Single by the Fixx

from the album Phantoms
- B-side: "Deeper and Deeper" (long version); "Question" (UK);
- Released: 6 August 1984
- Length: 2:27
- Label: MCA
- Songwriters: Dan K. Brown, Cy Curnin, Rupert Greenall, Jamie West-Oram, Adam Woods
- Producer: Rupert Hine

The Fixx singles chronology
| "Less Cities, More Moving People" (1984) | "Are We Ourselves?" (1984) | "Sunshine in the Shade" (1984) |

= Are We Ourselves? =

"Are We Ourselves?" is a song by English new wave band the Fixx, released by MCA Records in the US on 6 August 1984, with a later UK release on 29 October 1984. It was the first US single and second UK single from their third studio album, Phantoms.
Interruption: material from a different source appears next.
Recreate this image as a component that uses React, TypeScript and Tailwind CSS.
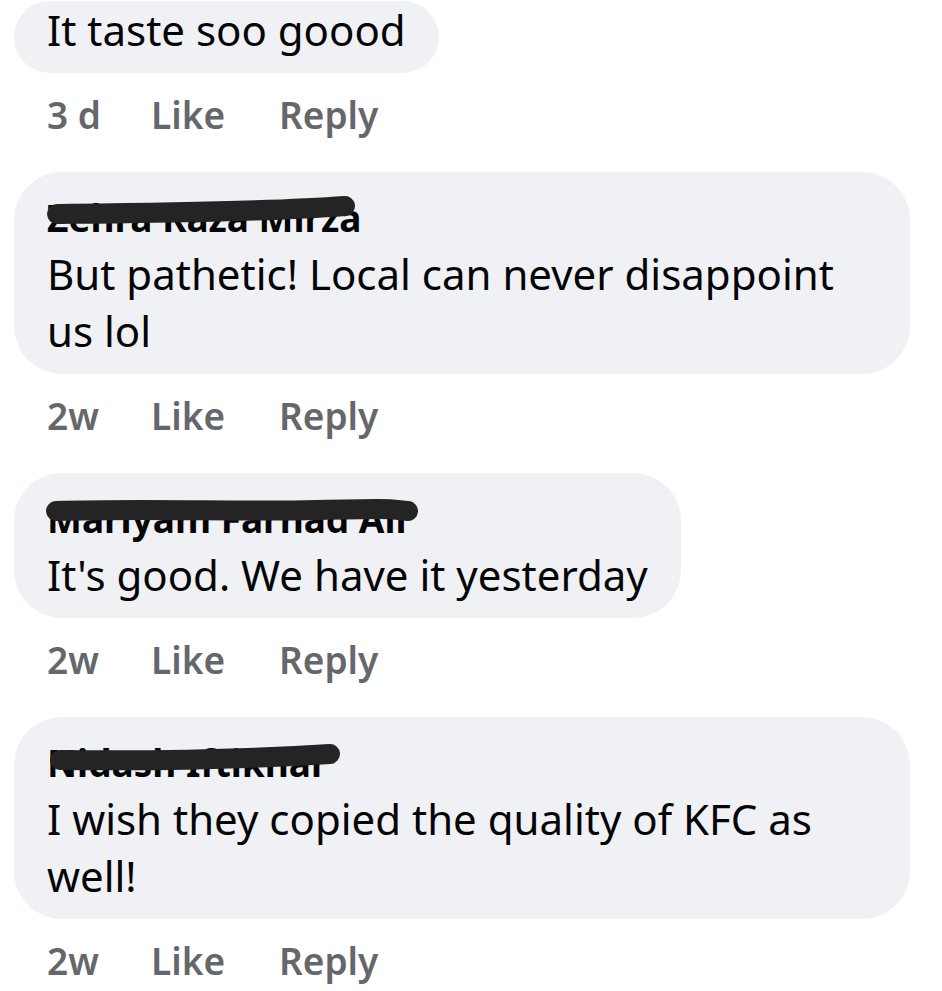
import React from 'react';

type Comment = {
  id: number;
  name?: string;
  text: string;
  time: string;
  scribble?: { w: number; d: string };
};

const comments: Comment[] = [
  { id: 1, text: 'It taste soo goood', time: '3 d' },
  {
    id: 2,
    name: 'Zehra Raza Mirza',
    text: 'But pathetic! Local can never disappoint us lol',
    time: '2w',
    scribble: { w: 330, d: 'M20 24 C 110 23, 230 22, 308 16' },
  },
  {
    id: 3,
    name: 'Mariyam Farhad Ali',
    text: "It's good. We have it yesterday",
    time: '2w',
    scribble: { w: 390, d: 'M19 20 C 110 17, 200 21, 280 19 S 350 18, 371 20' },
  },
  {
    id: 4,
    name: 'Nidash Iftikhar',
    text: 'I wish they copied the quality of KFC as well!',
    time: '2w',
    scribble: { w: 320, d: 'M23 25 C 110 26, 200 25, 293 19' },
  },
];

function Name({ name, scribble }: { name: string; scribble?: Comment['scribble'] }) {
  return (
    <div className="relative h-[55px] whitespace-nowrap leading-[55px] text-[37px] font-bold text-[#050505]">
      {name}
      {scribble && (
        <svg
          className="absolute left-[-10px] top-0"
          width={scribble.w}
          height={50}
          viewBox={`0 0 ${scribble.w} 50`}
          fill="none"
        >
          <path d={scribble.d} stroke="#242424" strokeWidth={20} strokeLinecap="round" />
        </svg>
      )}
    </div>
  );
}

function CommentItem({ c, first }: { c: Comment; first?: boolean }) {
  return (
    <div>
      <div
        className={`w-fit max-w-[896px] rounded-[48px] bg-[#f0f1f5] px-[33px] pb-[15px] ${first ? 'pt-0' : 'pt-[18px]'}`}
      >
        {c.name && <Name name={c.name} scribble={c.scribble} />}
        <p className="text-[42px] leading-[57px] text-[#050505]">{c.text}</p>
      </div>
      <div className="flex h-[99px] pl-[33px] pt-[14px] text-[37px] font-semibold leading-[56px] text-[#65676b]">
        <span className="w-[104px]">{c.time}</span>
        <span className="w-[128px]">Like</span>
        <span>Reply</span>
      </div>
    </div>
  );
}

export default function App() {
  return (
    <div className="h-[991px] w-[942px] overflow-hidden bg-white font-['Noto_Sans',sans-serif]">
      <div className="mt-[1px] pl-[14px]">
        {comments.map((c, i) => (
          <CommentItem key={c.id} c={c} first={i === 0} />
        ))}
      </div>
    </div>
  );
}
Written by the band's five members, it was the Fixx's third of four top 20 US hits, the others being "Saved by Zero", "One Thing Leads to Another" and "Secret Separation". The music video was directed by Jeannette Obstoj.

== Description ==
In an interview, the band stated that the song is about taking on a new persona when going somewhere in which one is unfamiliar.

== Chart performance ==
"Are We Ourselves?" debuted on the Billboard Hot 100 on the issue dated August 18, 1984, reaching #15 on the issue dated October 20 of the same year and spending a total of 15 weeks on the chart. It also reached #1 on the Mainstream Rock chart, where it spent a total of two weeks at that position.